In a significant move to address concerns over the potential misuse of artificial intelligence (AI) in political advertising, Meta, the parent company of Facebook, has announced a new policy barring political advertisers from utilizing its generative AI advertising products. This decision comes in response to mounting fears that AI-powered tools could amplify the spread of election-related misinformation. While Meta has not yet publicly disclosed this decision in its advertising standards, it marks a significant step in the evolving landscape of AI-related policies within the tech industry.
The rise of generative AI advertising
Meta’s decision to restrict political advertisers from using generative AI advertising tools follows its earlier announcement to expand access to these cutting-edge technologies. These tools are capable of instantly generating backgrounds, making image adjustments, and creating various ad copy variations based on simple text prompts. Initially, these AI-powered tools were offered to a select group of advertisers, with plans to roll them out globally to all advertisers in the near future. However, concerns over their potential misuse in political campaigns have led Meta to take this preventive measure.
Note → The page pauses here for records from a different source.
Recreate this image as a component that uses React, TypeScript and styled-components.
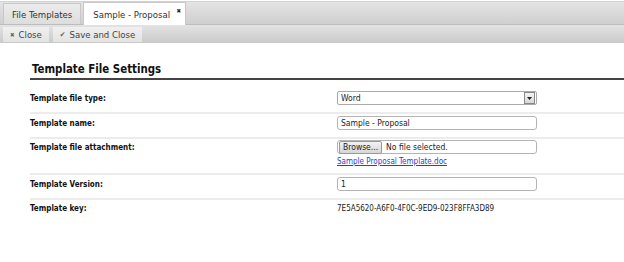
import styled, { createGlobalStyle } from "styled-components";

const GlobalStyle = createGlobalStyle`
    body {
        margin: 0;
        background: #ffffff;
        font-family: "DejaVu Sans Condensed", "DejaVu Sans", Verdana, sans-serif;
        font-stretch: condensed;
        color: #222222;
    }
`;

type Row = { label: string; kind: "select" | "text" | "file" | "plain"; value: string; link?: string };

const rows: Row[] = [
    { label: "Template file type:", kind: "select", value: "Word" },
    { label: "Template name:", kind: "text", value: "Sample - Proposal" },
    { label: "Template file attachment:", kind: "file", value: "No file selected.", link: "Sample Proposal Template.doc" },
    { label: "Template Version:", kind: "text", value: "1" },
    { label: "Template key:", kind: "plain", value: "7E5A5620-A6F0-4F0C-9ED9-023F8FFA3D89" },
];

// extra space above each row, the first one sits under the heading
const rowTop = (i: number, kind: Row["kind"]) => i === 0 ? 11 : kind === "text" ? 2 : 1;

const App = (): JSX.Element => {
    return (<>
        <GlobalStyle />
        <TabStrip>
            <Tab>File Templates</Tab>
            <Tab active>
                Sample - Proposal
                <TabClose>✖</TabClose>
            </Tab>
        </TabStrip>
        <Toolbar>
            <ToolButton><BtnIcon>✖</BtnIcon>Close</ToolButton>
            <ToolButton><BtnIcon check>✔</BtnIcon>Save and Close</ToolButton>
        </Toolbar>
        <Content>
            <Heading>Template File Settings</Heading>
            {rows.map((r, i) => (
                <FormRow key={r.label} top={rowTop(i, r.kind)} last={i === rows.length - 1}>
                    <Label>{r.label}</Label>
                    <Field>
                        {r.kind === "select" && (
                            <Select>
                                <span>{r.value}</span>
                                <SelectArrow>
                                    <svg width="5" height="3" viewBox="0 0 5 3"><path d="M0 0h5L2.5 3z" fill="#222" /></svg>
                                </SelectArrow>
                            </Select>
                        )}
                        {r.kind === "text" && <TextBox>{r.value}</TextBox>}
                        {r.kind === "file" && (<>
                            <TextBox>
                                <Browse>Browse...</Browse>
                                {r.value}
                            </TextBox>
                            <FileLink>{r.link}</FileLink>
                        </>)}
                        {r.kind === "plain" && <Plain>{r.value}</Plain>}
                    </Field>
                </FormRow>
            ))}
        </Content>
    </>);
};

const TabStrip = styled.div`
    display: flex;
    align-items: flex-end;
    gap: 2px;
    height: 22px;
    padding: 0 0 0 3px;
    margin-top: 1px;
    border-top: 1px solid #d2d2d2;
    border-bottom: 1px solid #bdbdbd;
    background: linear-gradient(#e4e4e4, #cfcfcf);
`;

const Tab = styled.div<{ active?: boolean }>`
    position: relative;
    display: flex;
    align-items: center;
    box-sizing: border-box;
    height: ${p => p.active ? "23px" : "21px"};
    padding: 0 ${p => p.active ? "15px" : "8px"} 0 ${p => p.active ? "9px" : "8px"};
    margin-bottom: ${p => p.active ? "-1px" : "0"};
    font-size: 9.5px;
    color: #333333;
    border: 1px solid #c8c8c8;
    border-bottom: none;
    background: ${p => p.active ? "#ffffff" : "linear-gradient(#ececec, #dddddd)"};
`;

const TabClose = styled.span`
    position: absolute;
    top: 4px;
    right: 4px;
    font-size: 6px;
    color: #222222;
`;

const Toolbar = styled.div`
    display: flex;
    align-items: center;
    gap: 4px;
    height: 18px;
    padding: 0 3px;
    background: linear-gradient(#e3e3e3, #cacaca);
`;

const ToolButton = styled.div`
    display: flex;
    align-items: center;
    height: 15px;
    padding: 0 7px;
    font-size: 9.5px;
    color: #444444;
    background: linear-gradient(#f0f0f0, #e3e3e3);
`;

const BtnIcon = styled.span<{ check?: boolean }>`
    font-size: ${p => p.check ? "7.5px" : "6px"};
    margin-right: 4px;
    color: #666666;
`;

const Content = styled.div`
    padding: 19px 0 0 30px;
`;

const Heading = styled.div`
    font-size: 11.4px;
    font-weight: bold;
    color: #111111;
    padding: 0 0 2px 2px;
    border-bottom: 2px solid #444444;
`;

const FormRow = styled.div<{ top: number; last?: boolean }>`
    display: grid;
    grid-template-columns: 307px 1fr;
    align-items: start;
    padding: ${p => p.top}px 0 ${p => p.last ? "0" : "7px"} 0;
    border-bottom: ${p => p.last ? "none" : "2px solid #ececec"};
`;

const Label = styled.div`
    display: flex;
    align-items: center;
    height: 14px;
    font-size: 8px;
    font-weight: bold;
    color: #111111;
`;

const Field = styled.div`
    display: flex;
    flex-direction: column;
    gap: 3px;
`;

const Select = styled.div`
    display: flex;
    align-items: center;
    justify-content: space-between;
    box-sizing: border-box;
    width: 200px;
    height: 14px;
    padding: 0 1px 0 3px;
    font-size: 8.5px;
    border: 1px solid #aaaaaa;
    border-radius: 2px;
`;

const SelectArrow = styled.div`
    display: flex;
    align-items: center;
    justify-content: center;
    width: 9px;
    height: 10px;
    border: 1px solid #888888;
    background: linear-gradient(#f4f4f4, #d8d8d8);
`;

const TextBox = styled.div`
    display: flex;
    align-items: center;
    box-sizing: border-box;
    width: 200px;
    height: 14px;
    padding: 0 3px;
    font-size: 8.5px;
    border: 1px solid #b4b4b4;
    border-radius: 3px;
`;

const Browse = styled.span`
    display: flex;
    align-items: center;
    height: 11px;
    padding: 0 3px;
    margin: 0 4px 0 -2px;
    border: 1px solid #999999;
    border-radius: 2px;
    background: linear-gradient(#f2f2f2, #d6d6d6);
`;

const FileLink = styled.a`
    font-size: 8px;
    color: #2a3fd0;
    text-decoration: underline;
`;

const Plain = styled.div`
    display: flex;
    align-items: center;
    height: 14px;
    font-size: 8px;
`;

export default App;
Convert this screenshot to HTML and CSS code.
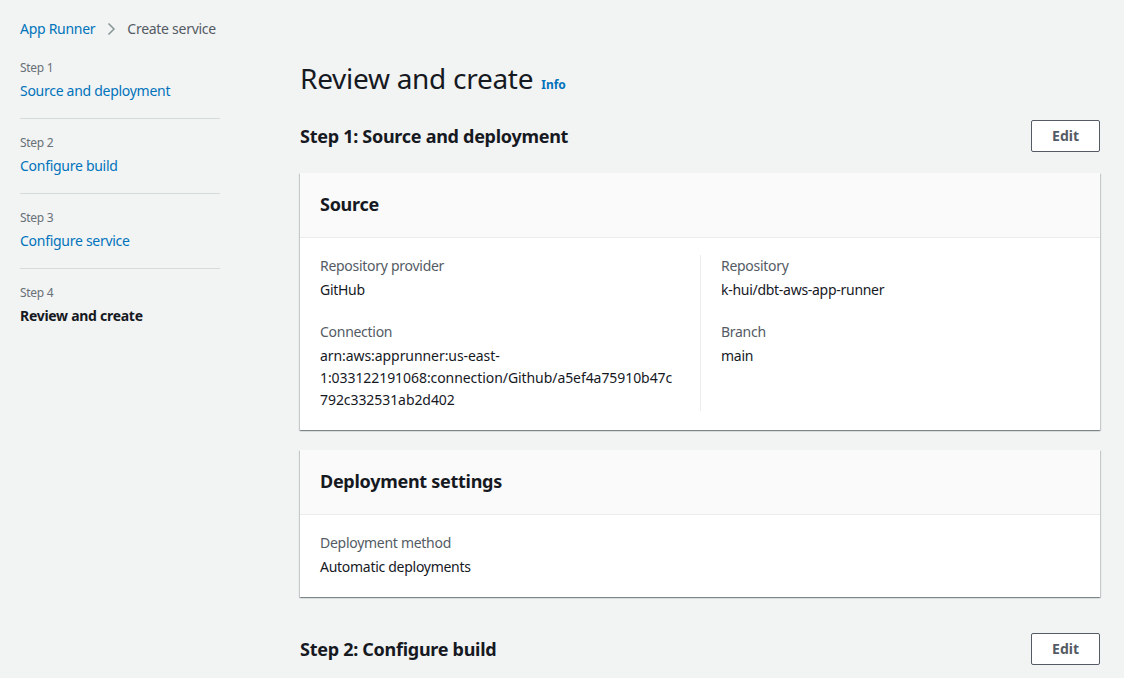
FILE: index.html
```html
<!DOCTYPE html>
<html lang="en">
<head>
<meta charset="utf-8">
<title>Review and create</title>
<link rel="stylesheet" href="styles.css">
</head>
<body>
<nav class="breadcrumbs">
  <a class="crumb-link" href="#">App Runner</a>
  <svg class="crumb-sep" width="16" height="16" viewBox="0 0 16 16"><path d="M5.5 2.5 L11 8 L5.5 13.5" fill="none" stroke="#879596" stroke-width="1.5"/></svg>
  <span class="crumb-current">Create service</span>
</nav>
<div class="layout">
  <aside class="steps">
    <div class="step">
      <div class="step-num">Step 1</div>
      <a class="step-link" href="#">Source and deployment</a>
    </div>
    <div class="step">
      <div class="step-num">Step 2</div>
      <a class="step-link" href="#">Configure build</a>
    </div>
    <div class="step">
      <div class="step-num">Step 3</div>
      <a class="step-link" href="#">Configure service</a>
    </div>
    <div class="step step-last">
      <div class="step-num">Step 4</div>
      <span class="step-current">Review and create</span>
    </div>
  </aside>
  <main class="main">
    <h1 class="page-title">Review and create <a class="info" href="#">Info</a></h1>

    <section class="section">
      <div class="section-head">
        <h2 class="section-title">Step 1: Source and deployment</h2>
        <button class="btn">Edit</button>
      </div>

      <div class="card">
        <div class="card-head"><h3 class="card-title">Source</h3></div>
        <div class="card-body cols">
          <div class="col">
            <div class="kv">
              <div class="key">Repository provider</div>
              <div class="val">GitHub</div>
            </div>
            <div class="kv">
              <div class="key">Connection</div>
              <div class="val val-code">arn:aws:apprunner:us-east-<br>1:033122191068:connection/Github/a5ef4a75910b47c<br>792c332531ab2d402</div>
            </div>
          </div>
          <div class="col col-right">
            <div class="kv">
              <div class="key">Repository</div>
              <div class="val">k-hui/dbt-aws-app-runner</div>
            </div>
            <div class="kv">
              <div class="key">Branch</div>
              <div class="val">main</div>
            </div>
          </div>
        </div>
      </div>

      <div class="card">
        <div class="card-head"><h3 class="card-title">Deployment settings</h3></div>
        <div class="card-body">
          <div class="kv">
            <div class="key">Deployment method</div>
            <div class="val">Automatic deployments</div>
          </div>
        </div>
      </div>
    </section>

    <section class="section">
      <div class="section-head">
        <h2 class="section-title">Step 2: Configure build</h2>
        <button class="btn">Edit</button>
      </div>
    </section>
  </main>
</div>
</body>
</html>
```
FILE: styles.css
```css
* { box-sizing: border-box; }
html, body { margin: 0; padding: 0; }
body {
  background: #f2f3f3;
  font-family: "Noto Sans", "Open Sans", Arial, sans-serif;
  font-size: 14px;
  line-height: 22px;
  letter-spacing: -0.02em;
  color: #16191f;
  overflow: hidden;
}
a { text-decoration: none; }

.breadcrumbs {
  display: flex;
  align-items: center;
  padding: 18px 20px 0;
  height: 40px;
}
.crumb-link { color: #0073bb; }
.crumb-sep { margin: 0 8px 0 8px; }
.crumb-current { color: #545b64; }

.layout {
  display: grid;
  grid-template-columns: 200px 800px;
  column-gap: 80px;
  padding: 20px 24px 0 20px;
}

.step {
  padding: 16px 0 16px;
  border-bottom: 1px solid #d5dbdb;
}
.step:first-child { padding-top: 0; }
.step-last { border-bottom: none; }
.step-num {
  font-size: 12px;
  line-height: 16px;
  color: #687078;
  margin-bottom: 4px;
}
.step-link { color: #0073bb; display: block; }
.step-current { font-weight: 700; display: block; }

.page-title {
  margin: 0 0 24px;
  font-size: 28px;
  line-height: 36px;
  height: 36px;
  font-weight: 400;
  color: #16191f;
}
.info {
  display: inline-block;
  font-size: 12px;
  line-height: 16px;
  font-weight: 700;
  letter-spacing: 0;
  color: #0073bb;
  margin-left: 1px;
  vertical-align: baseline;
}

.section { margin-bottom: 36px; }
.section-head {
  display: flex;
  align-items: center;
  justify-content: space-between;
  height: 32px;
  margin-bottom: 21px;
}
.section-title {
  margin: 0;
  font-size: 18px;
  line-height: 22px;
  font-weight: 700;
}
.btn {
  font-family: inherit;
  font-size: 14px;
  line-height: 22px;
  font-weight: 700;
  letter-spacing: 0;
  color: #545b64;
  background: #ffffff;
  border: 1px solid #545b64;
  border-radius: 2px;
  padding: 4px 20px;
  height: 32px;
}

.card {
  background: #ffffff;
  box-shadow: 0 1px 1px 0 rgba(0, 28, 36, 0.3), 1px 1px 1px 0 rgba(0, 28, 36, 0.15), -1px 1px 1px 0 rgba(0, 28, 36, 0.15);
  margin-bottom: 20px;
}
.card-head {
  background: #fafafa;
  border-bottom: 1px solid #eaeded;
  padding: 20px 20px 22px;
}
.card-title {
  margin: 0;
  font-size: 18px;
  line-height: 22px;
  font-weight: 700;
}
.card-body { padding: 17px 20px 19px; }
.cols {
  display: grid;
  grid-template-columns: 1fr 1fr;
}
.col { display: flex; flex-direction: column; gap: 20px; padding-right: 20px; }
.col-right { border-left: 1px solid #eaeded; padding-left: 20px; }
.key { color: #545b64; margin-bottom: 2px; }
.val { color: #16191f; }
.val-code { letter-spacing: -0.005em; }
```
Tech industry’s response to generative AI
Meta is not the only tech company venturing into the realm of generative AI advertising. Other major players, including Alphabet’s Google, have also launched similar tools. Google, the largest digital advertising company, has taken steps to keep politics out of its generative AI ad products by blocking a list of “political keywords” from being used as prompts. Additionally, Google plans to update its policies in mid-November to require election-related ads to include disclosures if they contain “synthetic content that inauthentically depicts real or realistic-looking people or events.”
Snapchat and TikTok have opted to outright ban political advertisements, while Twitter (now known as X) has not introduced any generative AI advertising tools.
Meta’s policy evolution
Meta’s decision to restrict the use of generative AI in political advertising reflects a broader acknowledgment within the company of the challenges posed by these technologies. Nick Clegg, Meta’s top policy executive, emphasized the need to update the rules governing generative AI’s use in political campaigns. He expressed concerns about the potential for this technology to be exploited to interfere in upcoming elections, particularly in 2024, and called for a special focus on election-related content that moves across different platforms.
Earlier, Clegg announced that Meta would block its user-facing Meta AI virtual assistant from creating photo-realistic images of public figures. The company also committed to developing a system to “watermark” content generated by AI, reinforcing the importance of transparency and accountability in the use of these tools.
Meta’s approach to misleading AI-generated content
Meta has adopted a cautious stance towards misleading AI-generated content. The company narrowly bans such content in all forms, including organic non-paid posts, with the exception of parody or satire. However, this approach has faced scrutiny, prompting Meta’s independent Oversight Board to examine its wisdom. The board recently took up a case involving a doctored video of U.S. President Joe Biden, which Meta had left online, claiming that it was not AI-generated.
Meta’s decision to restrict the use of generative AI tools in political advertising marks a significant step in addressing concerns over the potential misuse of these technologies. As the tech industry continues to grapple with the challenges posed by AI in political campaigns, the policies adopted by companies like Meta and Google set important precedents for the responsible use of AI in the digital advertising landscape. These developments highlight the growing need for robust safeguards and regulations to ensure the integrity of political discourse in an increasingly AI-driven world.